Information supplied>
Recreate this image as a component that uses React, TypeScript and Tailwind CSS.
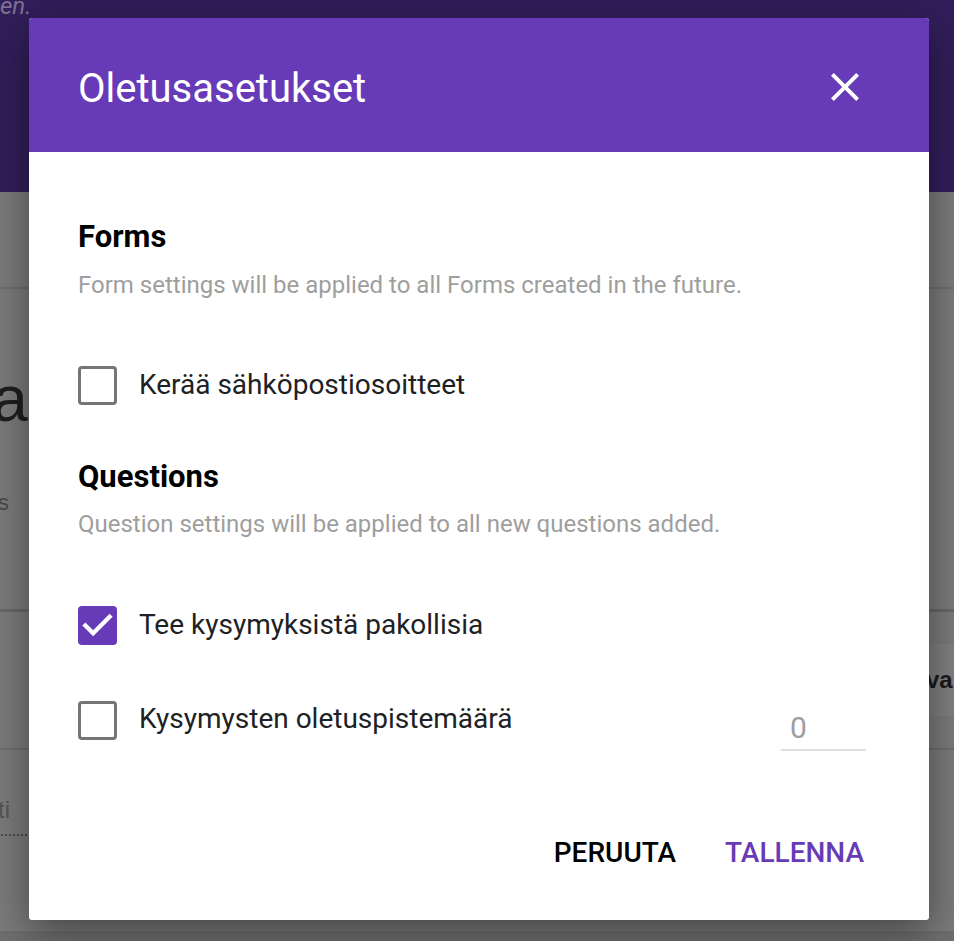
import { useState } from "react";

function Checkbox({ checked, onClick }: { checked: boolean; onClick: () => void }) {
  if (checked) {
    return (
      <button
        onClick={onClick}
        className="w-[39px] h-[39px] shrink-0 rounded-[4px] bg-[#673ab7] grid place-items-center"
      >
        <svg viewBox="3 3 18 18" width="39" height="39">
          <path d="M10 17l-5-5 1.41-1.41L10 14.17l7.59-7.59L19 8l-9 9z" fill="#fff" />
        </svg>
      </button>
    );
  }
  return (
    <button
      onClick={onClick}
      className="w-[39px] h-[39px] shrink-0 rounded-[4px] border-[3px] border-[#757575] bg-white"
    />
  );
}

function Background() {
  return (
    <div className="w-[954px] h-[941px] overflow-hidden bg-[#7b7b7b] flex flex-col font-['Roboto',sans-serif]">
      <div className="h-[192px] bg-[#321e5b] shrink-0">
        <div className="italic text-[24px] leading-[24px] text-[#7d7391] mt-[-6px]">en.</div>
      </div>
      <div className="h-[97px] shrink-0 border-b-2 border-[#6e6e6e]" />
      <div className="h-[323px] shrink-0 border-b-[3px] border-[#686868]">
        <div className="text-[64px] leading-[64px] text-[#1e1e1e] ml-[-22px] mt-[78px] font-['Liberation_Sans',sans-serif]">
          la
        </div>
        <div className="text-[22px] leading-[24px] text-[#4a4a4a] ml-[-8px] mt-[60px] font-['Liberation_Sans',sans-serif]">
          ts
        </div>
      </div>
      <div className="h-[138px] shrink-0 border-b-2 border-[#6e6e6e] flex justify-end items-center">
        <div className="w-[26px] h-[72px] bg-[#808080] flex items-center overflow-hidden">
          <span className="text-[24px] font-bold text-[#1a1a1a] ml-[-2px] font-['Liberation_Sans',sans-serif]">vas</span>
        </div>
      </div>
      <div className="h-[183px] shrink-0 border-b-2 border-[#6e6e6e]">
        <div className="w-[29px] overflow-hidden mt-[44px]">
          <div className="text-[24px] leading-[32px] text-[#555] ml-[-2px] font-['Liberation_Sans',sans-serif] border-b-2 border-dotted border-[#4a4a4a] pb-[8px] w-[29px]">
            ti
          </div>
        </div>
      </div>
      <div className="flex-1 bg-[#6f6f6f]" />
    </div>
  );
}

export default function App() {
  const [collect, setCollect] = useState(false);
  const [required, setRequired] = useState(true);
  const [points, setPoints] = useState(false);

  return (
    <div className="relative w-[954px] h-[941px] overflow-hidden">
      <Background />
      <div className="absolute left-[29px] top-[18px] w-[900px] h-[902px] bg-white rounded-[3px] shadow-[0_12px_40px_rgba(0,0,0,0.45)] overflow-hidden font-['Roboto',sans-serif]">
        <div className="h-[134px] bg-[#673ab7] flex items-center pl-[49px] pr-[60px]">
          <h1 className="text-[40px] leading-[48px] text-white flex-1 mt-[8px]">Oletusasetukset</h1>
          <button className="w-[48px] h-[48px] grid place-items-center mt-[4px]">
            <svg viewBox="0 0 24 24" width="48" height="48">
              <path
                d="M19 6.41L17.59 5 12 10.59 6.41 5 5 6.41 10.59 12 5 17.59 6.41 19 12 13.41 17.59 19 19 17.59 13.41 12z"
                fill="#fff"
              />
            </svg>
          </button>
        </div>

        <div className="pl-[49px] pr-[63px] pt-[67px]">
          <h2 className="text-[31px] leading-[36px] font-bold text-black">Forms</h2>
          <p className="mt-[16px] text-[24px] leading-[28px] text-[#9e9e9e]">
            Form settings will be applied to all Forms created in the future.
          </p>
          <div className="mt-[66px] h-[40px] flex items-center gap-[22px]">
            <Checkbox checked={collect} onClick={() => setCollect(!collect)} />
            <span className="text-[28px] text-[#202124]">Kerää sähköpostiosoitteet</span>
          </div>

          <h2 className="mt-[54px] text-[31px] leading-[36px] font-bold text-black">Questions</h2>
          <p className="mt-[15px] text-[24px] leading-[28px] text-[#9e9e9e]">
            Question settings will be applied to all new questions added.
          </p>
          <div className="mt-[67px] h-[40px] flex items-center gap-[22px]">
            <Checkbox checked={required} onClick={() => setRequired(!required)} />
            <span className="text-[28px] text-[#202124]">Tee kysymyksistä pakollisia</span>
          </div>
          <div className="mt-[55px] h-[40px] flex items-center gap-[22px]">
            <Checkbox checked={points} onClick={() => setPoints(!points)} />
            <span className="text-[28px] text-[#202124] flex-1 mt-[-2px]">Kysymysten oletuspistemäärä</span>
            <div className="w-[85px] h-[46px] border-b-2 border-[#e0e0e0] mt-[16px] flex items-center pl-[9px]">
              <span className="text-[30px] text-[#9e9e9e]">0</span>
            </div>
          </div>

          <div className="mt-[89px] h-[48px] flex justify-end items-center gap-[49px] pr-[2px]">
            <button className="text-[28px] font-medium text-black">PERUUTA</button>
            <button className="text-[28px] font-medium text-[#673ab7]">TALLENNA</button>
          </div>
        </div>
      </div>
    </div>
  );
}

Exercise> Make an exact copy of the whole listing, but don't bring over any pictures.

Answer to the exercise>
Recreate this image as a component that uses React, TypeScript and Tailwind CSS.
import { useState } from "react";

function Checkbox({ checked, onClick }: { checked: boolean; onClick: () => void }) {
  if (checked) {
    return (
      <button
        onClick={onClick}
        className="w-[39px] h-[39px] shrink-0 rounded-[4px] bg-[#673ab7] grid place-items-center"
      >
        <svg viewBox="3 3 18 18" width="39" height="39">
          <path d="M10 17l-5-5 1.41-1.41L10 14.17l7.59-7.59L19 8l-9 9z" fill="#fff" />
        </svg>
      </button>
    );
  }
  return (
    <button
      onClick={onClick}
      className="w-[39px] h-[39px] shrink-0 rounded-[4px] border-[3px] border-[#757575] bg-white"
    />
  );
}

function Background() {
  return (
    <div className="w-[954px] h-[941px] overflow-hidden bg-[#7b7b7b] flex flex-col font-['Roboto',sans-serif]">
      <div className="h-[192px] bg-[#321e5b] shrink-0">
        <div className="italic text-[24px] leading-[24px] text-[#7d7391] mt-[-6px]">en.</div>
      </div>
      <div className="h-[97px] shrink-0 border-b-2 border-[#6e6e6e]" />
      <div className="h-[323px] shrink-0 border-b-[3px] border-[#686868]">
        <div className="text-[64px] leading-[64px] text-[#1e1e1e] ml-[-22px] mt-[78px] font-['Liberation_Sans',sans-serif]">
          la
        </div>
        <div className="text-[22px] leading-[24px] text-[#4a4a4a] ml-[-8px] mt-[60px] font-['Liberation_Sans',sans-serif]">
          ts
        </div>
      </div>
      <div className="h-[138px] shrink-0 border-b-2 border-[#6e6e6e] flex justify-end items-center">
        <div className="w-[26px] h-[72px] bg-[#808080] flex items-center overflow-hidden">
          <span className="text-[24px] font-bold text-[#1a1a1a] ml-[-2px] font-['Liberation_Sans',sans-serif]">vas</span>
        </div>
      </div>
      <div className="h-[183px] shrink-0 border-b-2 border-[#6e6e6e]">
        <div className="w-[29px] overflow-hidden mt-[44px]">
          <div className="text-[24px] leading-[32px] text-[#555] ml-[-2px] font-['Liberation_Sans',sans-serif] border-b-2 border-dotted border-[#4a4a4a] pb-[8px] w-[29px]">
            ti
          </div>
        </div>
      </div>
      <div className="flex-1 bg-[#6f6f6f]" />
    </div>
  );
}

export default function App() {
  const [collect, setCollect] = useState(false);
  const [required, setRequired] = useState(true);
  const [points, setPoints] = useState(false);

  return (
    <div className="relative w-[954px] h-[941px] overflow-hidden">
      <Background />
      <div className="absolute left-[29px] top-[18px] w-[900px] h-[902px] bg-white rounded-[3px] shadow-[0_12px_40px_rgba(0,0,0,0.45)] overflow-hidden font-['Roboto',sans-serif]">
        <div className="h-[134px] bg-[#673ab7] flex items-center pl-[49px] pr-[60px]">
          <h1 className="text-[40px] leading-[48px] text-white flex-1 mt-[8px]">Oletusasetukset</h1>
          <button className="w-[48px] h-[48px] grid place-items-center mt-[4px]">
            <svg viewBox="0 0 24 24" width="48" height="48">
              <path
                d="M19 6.41L17.59 5 12 10.59 6.41 5 5 6.41 10.59 12 5 17.59 6.41 19 12 13.41 17.59 19 19 17.59 13.41 12z"
                fill="#fff"
              />
            </svg>
          </button>
        </div>

        <div className="pl-[49px] pr-[63px] pt-[67px]">
          <h2 className="text-[31px] leading-[36px] font-bold text-black">Forms</h2>
          <p className="mt-[16px] text-[24px] leading-[28px] text-[#9e9e9e]">
            Form settings will be applied to all Forms created in the future.
          </p>
          <div className="mt-[66px] h-[40px] flex items-center gap-[22px]">
            <Checkbox checked={collect} onClick={() => setCollect(!collect)} />
            <span className="text-[28px] text-[#202124]">Kerää sähköpostiosoitteet</span>
          </div>

          <h2 className="mt-[54px] text-[31px] leading-[36px] font-bold text-black">Questions</h2>
          <p className="mt-[15px] text-[24px] leading-[28px] text-[#9e9e9e]">
            Question settings will be applied to all new questions added.
          </p>
          <div className="mt-[67px] h-[40px] flex items-center gap-[22px]">
            <Checkbox checked={required} onClick={() => setRequired(!required)} />
            <span className="text-[28px] text-[#202124]">Tee kysymyksistä pakollisia</span>
          </div>
          <div className="mt-[55px] h-[40px] flex items-center gap-[22px]">
            <Checkbox checked={points} onClick={() => setPoints(!points)} />
            <span className="text-[28px] text-[#202124] flex-1 mt-[-2px]">Kysymysten oletuspistemäärä</span>
            <div className="w-[85px] h-[46px] border-b-2 border-[#e0e0e0] mt-[16px] flex items-center pl-[9px]">
              <span className="text-[30px] text-[#9e9e9e]">0</span>
            </div>
          </div>

          <div className="mt-[89px] h-[48px] flex justify-end items-center gap-[49px] pr-[2px]">
            <button className="text-[28px] font-medium text-black">PERUUTA</button>
            <button className="text-[28px] font-medium text-[#673ab7]">TALLENNA</button>
          </div>
        </div>
      </div>
    </div>
  );
}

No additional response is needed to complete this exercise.